I juggled art and business as potential majors, but I couldn't really see myself in either field due to either a lack of interest (business) or job markets (art). The only thing I really knew about myself was that I loved sports, but I was pretty mediocre-to-bad at them which limited me to being a fan for the majority of my life. "If only I could be a professional fan," I thought.
The problem that struck me when I came to SCSU was that I was in a so- called HOCKEY TOWN. I would've rather watched a bad episode of American Gladiators than a game of hockey. It was a game that I could never grasp, let alone ever want to.
My fate took a strange turn when I showed up to my Criminal Justice class during my first semester. In a huge auditorium of students, I ended up sitting next to a kid that donned the same SCSU Hockey sweat pants, always had a five 'o clock shadow and appeared to be fighting a hangover with the same cup of coffee that he'd walk in about five minutes late for class every day. "Must be a hockey player," I thought.
I ended up being right ... for the most part. My stereotypes were a little off. Instead of being the egotistical Div. I jock that I had assumed, the stranger ended up being a pretty cool guy.
Out of all the normal every day conversations, I finally asked him one day, "So ... do you play hockey here?"
"Yeah," he responded.
Then came the stupid question. "Are you any good?"
He responded modestly and said something along the lines of "Not really ... I just like to play. You should come watch sometime."
"That'd be the day," I thought, but I told him I would.

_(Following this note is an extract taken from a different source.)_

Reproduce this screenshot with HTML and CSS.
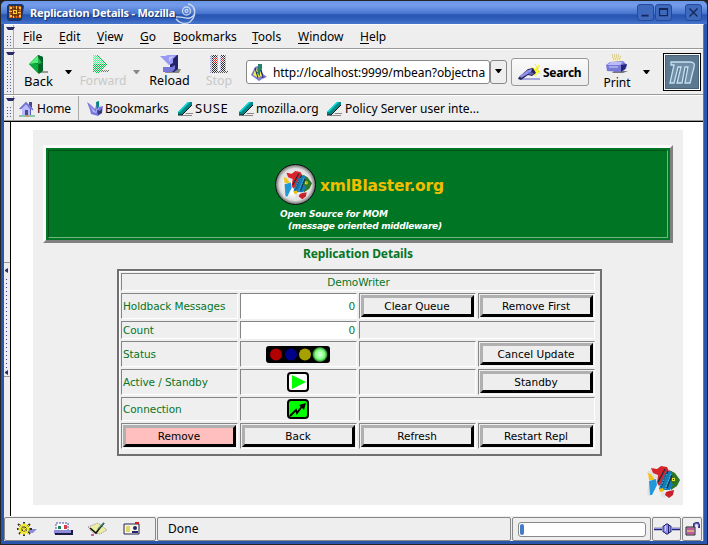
FILE: index.html
```html
<!DOCTYPE html>
<html lang="en">
<head>
<meta charset="utf-8">
<title>Replication Details - Mozilla</title>
<link rel="stylesheet" href="styles.css">
</head>
<body>
<svg class="defs" width="0" height="0">
  <defs>
    <symbol id="tag" viewBox="0 0 17 16">
      <path d="M5 14h10v1H4zM9 12h7v1H8z" fill="#888"/>
      <path d="M1 11 11 1h4v3L5 14H1z" fill="#008888"/>
      <path d="M1 11 11 1h2L3 11z" fill="#00dede"/>
      <path d="M1 14h4L15 4" fill="none" stroke="#111"/>
    </symbol>
    <symbol id="fish" viewBox="0 0 34 34">
      <path d="M5 3 12 7 10 14 3 9 0 7zM3 14 9 16 9 24 3 31 1 28zM15 24l4 2 0 6 4 2-8-4z" fill="#e2e2e2"/>
      <path d="M2 7 5 8 9 14 3 14z" fill="#efc41c"/>
      <path d="M3 15 10 13 11 19 6 29 4 29z" fill="#2297d9"/>
      <path d="M5 2 11 3 15 0 21 1 23 5 18 15 13 20 11 17 12 9 7 7z" fill="#d7252b"/>
      <path d="M23 4 29 7 34 14 31 20 25 24 24 14z" fill="#2e7825"/>
      <path d="M20 6 26 5 26 10 24 14 27 19 24 24 19 24 13 23 15 16z" fill="#147db8"/>
      <path d="m19 3-7 13m10-11-7 16m11-12-5 13" fill="none" stroke="#182c45" stroke-width="1.300"/>
      <path d="m21 8-6 12m10-12-6 15" stroke="#45c4ea" stroke-dasharray="2 1"/>
      <path d="m13 23 4-1 1 3-4 1z" fill="#efbd00"/>
      <path d="m20 26 3-1 5-1-1 5-4 3-4-3z" fill="#c9202b"/>
      <path d="M26 12h3v3h-3z" fill="#f5ea22"/><path d="M27 13h1v1h-1z"/>
    </symbol>
  </defs>
</svg>
<div class="window">
  <header class="titlebar">
    <svg class="appicon" width="17" height="17" viewBox="0 0 17 17"><path d="M0 2 2 0h13l2 2-2 13-2 2H2l-2-2z" fill="#18366b"/><path d="M2 2h12v12H2z" fill="#e0650c"/><path d="M3 5h10M2 8h12M3 11h10M5 2v12M8 1v13M11 2v12" stroke="#25140a" stroke-width=".8"/><path d="M6 6h4v4H6z" fill="#ffd42a"/><path d="M7 7h2v2H7z" fill="#a43c05"/><path d="M3 3h2v2H3zm6-1h1v3H9zm3 1h2v2h-2zM3 11h2v2H3zm3 1h1v2H6zm6-1h2v2h-2zM2 7h3v1H2zm9 1h3v1h-3z" fill="#ffc33a"/></svg>
    <span class="title">Replication Details - Mozilla</span>
    <svg class="curl" width="22" height="22" viewBox="0 0 22 22" fill="none" stroke="#c9d6ef" stroke-width="1.300"><path d="M1 14c8-1 12 4 17-1 4-5 1-11-5-12M1 16c3 4 9 6 14 3 5-4 6-10 3-15"/><circle cx="11.500" cy="8" r="4"/><circle cx="11.500" cy="8" r="1.500"/></svg>
    <div class="winbtns">
      <svg class="wb" viewBox="0 0 17 17"><path d="M4 11h8v2H4z" fill="#14265a"/></svg>
      <svg class="wb" viewBox="0 0 17 17"><path d="M4 4h9v8H4zM4 5h9" fill="none" stroke="#14265a" stroke-width="1.300"/></svg>
      <svg class="wb close" viewBox="0 0 17 17"><path d="m4 4 9 9m0-9-9 9" stroke="#14265a" stroke-width="1.500"/></svg>
    </div>
  </header>

  <div class="chrome">
    <nav class="bar menubar">
      <i class="grip"></i>
      <span class="m-file"><u>F</u>ile</span><span class="m-edit"><u>E</u>dit</span><span class="m-view"><u>V</u>iew</span><span class="m-go"><u>G</u>o</span><span class="m-book"><u>B</u>ookmarks</span><span class="m-tools"><u>T</u>ools</span><span class="m-win"><u>W</u>indow</span><span><u>H</u>elp</span>
    </nav>

    <div class="bar toolbar">
      <i class="grip"></i>
      <div class="tool t-back">
        <svg width="20" height="20" viewBox="0 0 20 20"><path d="M7 17h12v2H9z" fill="#999"/><path d="M0 10 9 1l5 2v14l-4 3z" fill="#087a2a"/><path d="M0 10 9 1v8z" fill="#51ef75"/><path d="M0 10h9v9z" fill="#0aae3e"/><path d="M9 1 14 3v13l-4 3z" fill="#056329"/><path d="m9 3 4 6-4 1z" fill="#1fb44d"/></svg>
        <span>Back</span>
      </div>
      <i class="drop d-back"></i>
      <div class="tool t-fwd">
        <svg width="20" height="20" viewBox="0 0 20 20" shape-rendering="crispEdges"><defs><pattern id="dither" width="2" height="2" patternUnits="userSpaceOnUse"><path d="M0 0h1v1H0zm1 1h1v1H1z" fill="#eee"/></pattern></defs><path d="M9 16h10l-3 2H8z" fill="#777"/><path d="M2 1h4l10 9-9 9-5-1z" fill="#00c444"/><path d="M2 1h4l8 9H2z" fill="#4aff90"/><path d="M0 0h20v20H0z" fill="url(#dither)"/></svg>
        <span>Forward</span>
      </div>
      <i class="drop d-fwd"></i>
      <div class="tool t-reload">
        <svg width="22" height="20" viewBox="0 0 22 20"><path d="M13 15h8l-2 4H5l1-3z" fill="#888"/><path d="M8 1h10v14l-4 3H3v-5h7V8H6z" fill="#23236b"/><path d="M0 2h5l3-1h9l-4 4v4l-4 2z" fill="#9999f4"/><path d="M3 13h9l3-2v4l-3 3H3z" fill="#7777d7"/><path d="m9 3 5-1-3 3-2 3z" fill="#c7c7ff"/></svg>
        <span>Reload</span>
      </div>
      <div class="tool t-stop">
        <svg width="20" height="20" viewBox="0 0 20 20" shape-rendering="crispEdges"><path d="M1 1h8v18H1zM11 1h6v18h-6z" fill="#8c8ce4"/><path d="M3 1h5v18H3zM12 1h4v18h-4z" fill="#26262f"/><path d="M4 3h4v6H4zM12 3h3v5h-3z" fill="#e92020"/><path d="M8 17h11v2H6z" fill="#555"/><path d="M0 0h20v20H0z" fill="url(#dither)"/></svg>
        <span>Stop</span>
      </div>
      <div class="url">
        <svg width="16" height="17" viewBox="0 0 16 17"><path d="m0 11 4-8 3-1 3 2 2 6 4 3-5 2-3 2z" fill="#7979cb"/><path d="m2 11 3-7 4 9-2 1zm7-4 3 6-3-1z" fill="#eaea55"/><path d="M7 0h4v5l-2 3v4L5 8h2z" fill="#258467"/><path d="m4 4 3 10m3-8 2 8" stroke="#20205b"/></svg>
        <span>http://localhost:9999/mbean?objectna</span>
      </div>
      <div class="urldrop"><i class="drop"></i></div>
      <div class="search">
        <svg width="23" height="18" viewBox="0 0 23 18"><path d="M4 14h18v2H3z" fill="#a6a6da"/><path d="m13 2 4 3 4-5-1 6 3 2-4 1-1 4-4-5z" fill="#ffff25"/><path d="m17 0 5 10m0-8-7 8" stroke="#e8cf30" stroke-dasharray="1 1"/><path d="m1 13 9-8 5-1 3 5-4 3-4-1-7 5-3-1z" fill="#25255d"/><path d="m2 12 8-6 4-1-1 3-10 6z" fill="#9292ef"/><path d="m11 8 5 1-2 2-4-1z" fill="#6565b9"/></svg>
        <span>Search</span>
      </div>
      <div class="tool t-print">
        <svg width="23" height="20" viewBox="0 0 23 20"><path d="M8 17h14l-5 2H6z" fill="#777"/><path d="m5 0 9 1 2 8H7z" fill="#f8edbf"/><path d="M6 1h8M6 3h9M7 5h8" stroke="#c1b376" stroke-dasharray="1 1"/><path d="m0 11 4-3 13-1 4 4-1 4-5 3-14-1z" fill="#7878d5"/><path d="m1 11 4-3h12l-3 3z" fill="#babaff"/><path d="m15 11 6-1-2 5-4 3z" fill="#25257b"/><path d="M3 13h9" stroke="#d4d4ff"/></svg>
        <span>Print</span>
      </div>
      <i class="drop d-print"></i>
      <div class="throbber"><svg width="32" height="32" viewBox="0 0 32 32"><path d="M5 6h19c4 0 5 2 4 5l-4 16h-5l3-16h-3l-3 16h-5l4-16h-3L8 27H4L8 9H5z" fill="#718da7" stroke="#c3e1ef" stroke-width="1.300"/></svg></div>
    </div>

    <div class="bar bookmarks">
      <i class="grip"></i>
      <svg class="b-homeicon" width="16" height="16" viewBox="0 0 16 16"><path d="M0 8 7 1l7 7h-2v6H3V8z" fill="#5a5abc"/><path d="m2 8 5-5 4 5v6H3V8z" fill="#b8b8ff"/><path d="M10 1h3v6l-3-3zM6 9h3v5H6z" fill="#494990"/><path d="m1 8 6-6 7 7" fill="none" stroke="#7878d8" stroke-width="1.500"/><path d="M0 15h16" stroke="#2a9d70"/><path d="M6 15h4" stroke="#eb7831"/></svg>
      <span class="b-home">Home</span>
      <svg class="b-bookicon" width="17" height="17" viewBox="0 0 17 17"><path d="m0 2 4 3 4 4 2-7 2 5 4-1-1 7-4 3-7-2-1-4z" fill="#7777df"/><path d="m2 3 3 5 4 4 1-6 2 2-3 5-3-1z" fill="#b8b8ff"/><path d="m9 2 3-1v5l-2 4z" fill="#00857d"/><path d="m10 10 3 1 2-3v5l-4 2z" fill="#38387d"/></svg>
      <span class="b-book">Bookmarks</span>
      <svg class="tagicon"><use href="#tag"/></svg><span class="b-suse">SUSE</span>
      <svg class="tagicon"><use href="#tag"/></svg><span class="b-moz">mozilla.org</span>
      <svg class="tagicon"><use href="#tag"/></svg><span class="b-policy">Policy Server user inte...</span>
    </div>

    <div class="work">
      <aside class="splitter"><div class="handle"><i></i><b></b><i></i></div></aside>
      <main class="page">
        <section class="panel">
          <div class="banner"><div class="banner-in">
            <svg width="172" height="70" viewBox="0 0 172 70">
              <defs><radialGradient id="orb"><stop offset=".45" stop-color="#fff"/><stop offset=".8" stop-color="#ddd"/><stop offset="1" stop-color="#666"/></radialGradient></defs>
              <circle cx="20.500" cy="20.500" r="20" fill="url(#orb)" stroke="#111"/>
              <use href="#fish" x="6" y="7" width="32" height="30"/>
              <text class="brand" x="45" y="27" textLength="124">xmlBlaster.org</text>
              <text class="motto" x="5" y="53" textLength="108">Open Source for MOM</text>
              <text class="motto" x="13" y="65" textLength="154">(message oriented middleware)</text>
            </svg>
          </div></div>
          <h1>Replication Details</h1>
          <div class="grid">
            <div class="cell full">DemoWriter</div>
            <div class="cell">Holdback Messages</div><div class="cell num">0</div><div class="cell act"><button>Clear Queue</button></div><div class="cell act"><button>Remove First</button></div>
            <div class="cell">Count</div><div class="cell num">0</div><div class="cell two"></div>
            <div class="cell">Status</div>
            <div class="cell icon"><svg width="64" height="17" viewBox="0 0 64 17"><defs><radialGradient id="lit"><stop offset=".2" stop-color="#c6ffc6"/><stop offset=".65" stop-color="#79ff79"/><stop offset="1" stop-color="#286b28"/></radialGradient></defs><rect width="64" height="17" rx="3"/><circle cx="10" cy="8.500" r="6" fill="#b00000"/><circle cx="25" cy="8.500" r="6" fill="#000088"/><circle cx="39" cy="8.500" r="6" fill="#a6a000"/><circle cx="54" cy="8.500" r="7.500" fill="url(#lit)"/></svg></div>
            <div class="cell"></div><div class="cell act"><button>Cancel Update</button></div>
            <div class="cell">Active / Standby</div>
            <div class="cell icon"><svg width="22" height="20" viewBox="0 0 22 20"><rect x="1" y="1" width="20" height="18" rx="3" fill="#fff" stroke="#000" stroke-width="2"/><path d="m5 3 14 7-14 7z" fill="#0f0"/></svg></div>
            <div class="cell"></div><div class="cell act"><button>Standby</button></div>
            <div class="cell">Connection</div>
            <div class="cell icon"><svg width="22" height="20" viewBox="0 0 22 20"><rect x="1" y="1" width="20" height="18" rx="3" fill="#0f0" stroke="#000" stroke-width="2"/><path d="m3 17 6-6 1 3 6-8" fill="none" stroke="#000" stroke-width="1.800"/><path d="m12 6 7-2-2 7z"/></svg></div>
            <div class="cell two"></div>
            <div class="cell act"><button class="danger">Remove</button></div><div class="cell act"><button>Back</button></div><div class="cell act"><button>Refresh</button></div><div class="cell act"><button>Restart Repl</button></div>
          </div>
          <svg class="fish"><use href="#fish"/></svg>
        </section>
      </main>
    </div>

    <footer class="status">
      <div class="sbox s-apps">
        <svg width="22" height="14" viewBox="0 0 22 14"><path d="M12 7h9l-4 4h-6z" fill="#8c8cdb"/><path d="m2 2 12 10M8 0v14M1 7h15M14 2 3 12" stroke="#30302a" stroke-width="2"/><circle cx="8" cy="7" r="4" fill="none" stroke="#f3eb28" stroke-width="2"/><path d="m3 3 10 9M8 1v12M2 7h12M13 3 4 12" stroke="#f5ed38"/></svg>
        <svg width="20" height="14" viewBox="0 0 20 14"><path d="M3 1h12v9H3z" fill="#fff" stroke="#4848a4" stroke-dasharray="2 1"/><path d="M1 8h17v4H1z" fill="#8c8cda"/><path d="M2 12h17V8" fill="none" stroke="#1b1b45" stroke-width="2"/><path d="M5 4h3v3H5z" fill="#168453"/><path d="M11 3h3v4h-3z" fill="#d73b4b"/></svg>
        <svg width="20" height="14" viewBox="0 0 20 14"><path d="m0 5 10-4 9 7-7 4-7-1z" fill="#eeeea0" stroke="#8888af" stroke-dasharray="1 1"/><path d="m2 6 6 5 3-4 5-6" fill="none" stroke="#111" stroke-width="1.600"/><path d="m10 7 6-6" stroke="#3b7a68" stroke-width="1.500"/><path d="M3 12h3v2H3z" fill="#d65a98"/></svg>
        <svg width="18" height="14" viewBox="0 0 18 14"><path d="M1 2h15v10H1z" fill="#f8f8dc" stroke="#20205b"/><path d="M3 5h4M3 7h4M3 9h4" stroke="#c9b200"/><path d="M12 0h4v2h-4z" fill="#d61c22"/><circle cx="12" cy="6" r="2" fill="#222276"/><path d="M9 11V9h6v2z" fill="#222276"/></svg>
      </div>
      <div class="sbox s-text">Done</div>
      <div class="sbox s-prog"><div class="track"><i></i></div></div>
      <div class="sbox s-plug"><svg width="26" height="14" viewBox="0 0 26 14"><path d="M0 7h8m10 0h8" stroke="#23236b" stroke-width="2.500"/><path d="M0 6.500h8m10 0h8" stroke="#9292ec"/><path d="M9 4h1l2-2h2l2 2h1v6h-1l-2 2h-2l-2-2H9z" fill="#9090ed" stroke="#25256b"/><path d="M14.500 2v10" stroke="#25256b"/><path d="M11.500 4v5" stroke="#d2d2ff"/></svg></div>
      <div class="sbox s-lock"><svg width="15" height="14" viewBox="0 0 15 14"><path d="M9 6V2l2-1h2l1 2v3" fill="none" stroke="#333384" stroke-width="2"/><path d="M10 5V2h3v3" fill="none" stroke="#b0b0f0" stroke-width=".8"/><path d="M1 5h9v8H1z" fill="#dd9ddd" stroke="#222"/><path d="M2 7h7M2 11h7" stroke="#ac165a"/><path d="M2 9h7" stroke="#c8b828"/></svg></div>
    </footer>
  </div>
</div>
</body>
</html>
```
FILE: styles.css
```css
* { box-sizing: border-box; }
body { margin: 0; width: 708px; height: 545px; overflow: hidden; background: #222; font: 12px/16px "Noto Sans", sans-serif; color: #000; }
.defs { display: block; width: 0; height: 0; }
svg { display: block; flex: none; }
i, b { display: block; flex: none; }

.window { height: 545px; border: 1px solid #252525; border-radius: 6px 6px 0 0; background: #2955ad; overflow: hidden; }
.titlebar { display: flex; height: 23px; padding: 3px 5px 0 6px; background: linear-gradient(#6b97e9, #739bea 20%, #4674cd 55%, #2955b2 60%, #315ebb 80%, #4776cd); }
.appicon { margin-right: 6px; }
.title { width: 149px; white-space: nowrap; font: bold 11px/18px "Noto Sans", sans-serif; letter-spacing: -.2px; color: #fff; text-shadow: 1px 1px 1px #17316d; }
.curl { margin: -1px 0 0 -4px; }
.winbtns { display: flex; margin-left: auto; gap: 1px; }
.wb { width: 17px; height: 17px; border: 1px solid #244a98; border-radius: 3px; background: #3e69bd; }
.close { margin-left: 12px; }

.chrome { display: flex; flex-direction: column; height: 517px; margin: 0 3px; background: #eee; border-top: 1px solid #fafafa; border-right: 1px solid #777; }
.bar { display: flex; border-bottom: 1px solid #999; border-top: 1px solid #fff; }

/* drag handle: a triangle above two columns of single-pixel dots */
.grip { display: flex; flex-direction: column; width: 10px; margin-right: 9px; padding: 2px 0 1px 2px; border-right: 1px solid #aaa; }
.grip::before { content: ""; width: 5px; margin-bottom: 4px; border-top: 3px solid #292967; border-left: 2.5px solid transparent; border-right: 2.5px solid transparent; }
.grip::after { content: ""; flex: 1; width: 5px; background: repeating-linear-gradient(#eee 0 2px, transparent 2px 3px), linear-gradient(90deg, transparent 1px, #55559c 1px 2px, transparent 2px 4px, #55559c 4px); }

.menubar { height: 24px; border-top: 0; line-height: 23px; }
.menubar u { text-underline-offset: 2px; }
.m-file { width: 36px; } .m-edit { width: 38px; } .m-view { width: 43px; } .m-go { width: 33px; } .m-book { width: 79px; } .m-tools { width: 46px; } .m-win { width: 62px; }

.toolbar { height: 46px; }
.tool { display: flex; flex-direction: column; align-items: center; padding-top: 4px; font-size: 13px; line-height: 14px; }
.t-back { width: 31px; }
.t-fwd { width: 48px; color: #c8c8c8; font-size: 12px; }
.t-fwd svg { margin-right: 4px; }
.t-reload { width: 43px; font-size: 12.5px; }
.t-reload span { margin-right: 2px; }
.t-stop { width: 28px; margin-left: 13px; color: #c8c8c8; font-size: 12.5px; }
.drop { width: 7px; height: 4px; border-top: 4px solid #000; border-left: 3.5px solid transparent; border-right: 3.5px solid transparent; }
.d-back { margin: 20px 7px 0 11px; }
.d-fwd { margin: 20px 9px 0 6px; border-top-color: #888; }
.url { display: flex; width: 244px; height: 24px; margin: 10px 0 0 13px; border: 1px solid #888; border-radius: 3px; background: #fff; overflow: hidden; }
.url svg { margin: 3px 6px 0 4px; }
.url span { width: 212px; overflow: hidden; white-space: nowrap; line-height: 23px; letter-spacing: -.08px; }
.urldrop { display: flex; justify-content: center; width: 17px; height: 24px; margin-top: 10px; padding-top: 8px; border: 1px solid #888; border-radius: 3px; }
.search { display: flex; width: 78px; height: 28px; margin: 8px 0 0 4px; padding: 5px 0 0 6px; border: 1px solid #999; border-radius: 3px; background: linear-gradient(#fafafa, #ececec); font-weight: bold; line-height: 17px; }
.search span { margin-left: 2px; letter-spacing: -.3px; }
.t-print { width: 34px; margin-left: 11px; font-size: 12px; }
.t-print span { line-height: 17px; }
.d-print { margin: 20px 13px 0 9px; }
.throbber { display: flex; width: 38px; height: 38px; padding: 1px; margin-top: 3px; border: 1px solid #000; background: #fff; }
.throbber svg { width: 34px; height: 34px; border: 1px solid #47637c; background: #5c7891; }

.bookmarks { height: 26px; line-height: 25px; }
.b-homeicon { margin: 5px 2px 0 -4px; }
.bookmarks span { white-space: nowrap; }
.b-home { width: 42px; border-right: 1px solid #aaa; }
.b-bookicon { margin: 4px 1px 0 8px; }
.b-book { width: 72px; }
.tagicon { width: 17px; height: 16px; margin: 5px 1px 0 0; }
.b-suse { width: 43px; font-size: 13px; letter-spacing: .6px; } .b-moz { width: 70px; } .b-policy { margin-left: 1px; }

.work { display: flex; flex: 1; border-top: 1px solid #000; }
.splitter { width: 7px; border-right: 1px solid #000; background: #eee; }
.handle { height: 115px; margin-top: 140px; padding: 5px 1px 0; border-top: 1px solid #999; border-bottom: 1px solid #999; }
.handle i { width: 3px; height: 5px; border-right: 3px solid #292967; border-top: 2.5px solid transparent; border-bottom: 2.5px solid transparent; }
.handle b { width: 3px; height: 92px; margin: 3px 0 2px; background: repeating-linear-gradient(#eee 0 3px, transparent 3px 4px), linear-gradient(90deg, transparent 1px, #333384 1px 2px, transparent 2px); }
.page { flex: 1; padding: 8px 0 0 22px; background: #fff; }
.panel { width: 650px; height: 375px; padding: 15px 10px; background: #efefef; font-family: "DejaVu Sans", sans-serif; color: #077526; }
.banner { width: 630px; height: 98px; padding: 2px; border: 3px solid; border-color: #fafafa #808080 #808080 #fafafa; background: #007523; }
.banner-in { display: flex; justify-content: center; height: 88px; padding: 13px 0 0 5px; border: 1px solid; border-color: #00501a #72b783 #72b783 #00501a; }
.brand { font: bold 15.5px "DejaVu Sans", sans-serif; fill: #f0bd00; }
.motto { font: italic bold 9px "DejaVu Sans", sans-serif; fill: #fff; }
h1 { margin: 3px 0 8px; text-align: center; font: bold 12px/15px "Noto Sans", sans-serif; letter-spacing: -.1px; }
.grid { display: grid; grid-template-columns: repeat(4, 117px); grid-template-rows: 18px 26px 18px 26px 26px 24px 26px; gap: 2px; width: 485px; height: 187px; margin-left: 74px; padding: 2px 5px 5px 2px; border: 2px solid #707070; box-shadow: inset 1px 1px #fff; }
.cell { display: flex; align-items: center; padding-left: 1px; border: 1px solid; border-color: #858585 #fff #fff #858585; font-size: 10.5px; line-height: 14px; letter-spacing: -.08px; }
.full { grid-column: span 4; justify-content: center; }
.two { grid-column: span 2; }
.num { justify-content: flex-end; padding-right: 1px; background: #fff; }
.icon { justify-content: center; padding: 0 2px 0 0; }
.act { padding: 1px; }
button { width: 113px; height: 22px; padding: 0 1px 0 0; border: 3px solid; border-color: #b0b0b0 #000 #000 #b0b0b0; border-radius: 0; background: #eee; color: #000; font: 10.5px/14px "DejaVu Sans", sans-serif; }
.danger { background: #ffbfbf; }
.fish { width: 34px; height: 34px; margin: 10px 0 0 603px; }

.status { display: flex; height: 25px; padding-top: 1px; }
.sbox { display: flex; align-items: center; height: 24px; border: 1px solid #888; border-radius: 2px; margin-right: 1px; }
.s-apps { width: 152px; gap: 15px; padding-left: 11px; }
.s-text { width: 354px; padding-left: 10px; font-size: 12px; letter-spacing: .1px; }
.s-prog { width: 139px; padding-left: 5px; }
.track { width: 128px; height: 15px; padding: 1px; border: 1px solid #888; border-radius: 3px; background: #fff; }
.track i { width: 4px; height: 11px; border-radius: 2px; background: #467acb; }
.s-plug { width: 29px; justify-content: center; }
.s-lock { width: 20px; justify-content: center; margin: 0; }
```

Although I didn't think there was a chance of it, I finally forced myself to go to a Husky Hockey game. It would end up being the first of many, but I still remember it. I had never been in an atmosphere that was so electrifying. I still didn't know a whole lot about the game and the only player I knew was my classmate, who ended up being a little better than he led on. The stranger from Criminal Justice class ended up being 2001-02 Hobey Baker candidate Mark Hartigan, who finished with a team record 37 goals and 75 points.
Husky hockey captured me, so much so that I ended up taking their beat for the University Chronicle when the job opened last season. I learned more than I could've imagined last season, but with my college days winding down, my hardest classes weighing me down, plus my newly instated responsibilities of sports editor, I was almost positive that one year would be my last.
But for some strange reason I couldn't let it go. There was something that resembled closure that kept eating away at me when I'd think about it at night. After a disappointing injury prone 2002-03 season where the Huskies finished sixth, the untimely death of former coach and hockey legend Herb Brooks and a preseason pick to finish eighth out of ten teams in the WCHA this season, things weren't heading in the right direction.
Yet, I find myself covering the Huskies for the second straight year and with only two semesters left of college, everything is finally clear to me. Every time the lights go out at the National Hockey Center for player intros, I know I'm somehow meant to be there.
The Huskies have surprised nearly everyone in the nation with their top spot in the WCHA and No. 7 ranking in the nation, except for me. For some reason this was supposed to happen.
For those of you who still have no clue where college is supposed to take you, don't sweat it. Things have a way of working out if you keep an open mind.
All I needed was a little push from a fellow classmate in Criminal Justice.